Section 998: Joint 998 Offer To Medical Mal Plaintiff Husband And Wife Plaintiff Claiming Loss Consortium Found To Be Valid

 

Joint Offer Could Be Assessed, Plus 998 Offer Condition Of Verifying Existence of Insurance Limits Did Not Void The Offer.

    In Markow v. Rosner, Case Nos. B260715/B262530 (2d Dist., Div. 1 Oct. 4, 2016) (published), husband and wife won an eventual medical malpractice/loss of consortium action against doctor and Cedars-Sinai Medical Center to the tune of $5.2 million, with the award against Cedars reversed on appeal (in a 2-1 vote) but affirmed against the doctor (in a 3-0 vote).  Earlier, however, husband and wife jointly served doctor with a 998 offer to compromise their claims for $999,999.99, although the offer did not make any allocation and was conditioned on the accuracy of doctor’s representation that he had only $1 million in insurance coverage for plaintiffs’ claims.  Doctor rejected the offer.  The lower court determined that the 998 offer was valid and awarded 998 costs to plaintiffs.

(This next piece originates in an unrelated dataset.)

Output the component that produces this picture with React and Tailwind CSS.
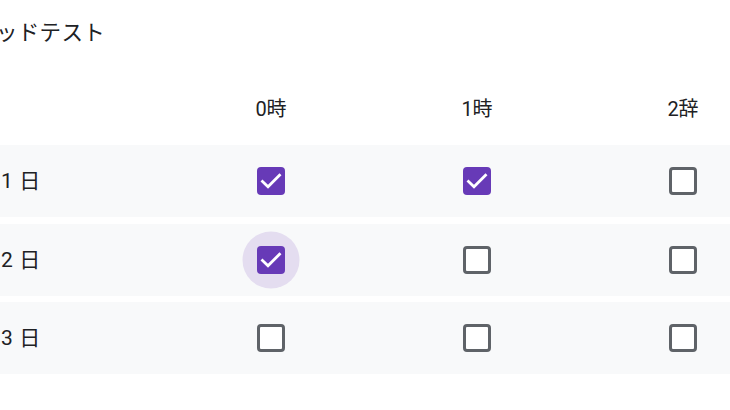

    Doctor’s challenges to the 998 offer were rejected on appeal.  The appellate court, which voted 3-0 on this issue, determined that not all joint offers are invalid, especially here given that wife’s consortium loss claims were capped at $250,000 such that the bulk of the offer related to the husband’s claims—the doctor had sufficient risk assessment information to respond to the offer, especially given the ultimate result was $5.2 million.  There was no problem in requiring verification of insurance limits because this condition was very straightforward and certain in nature, as recognized earlier in Deocampo v. Ahn, 101 Cal.App.4th 758, 778 (2002).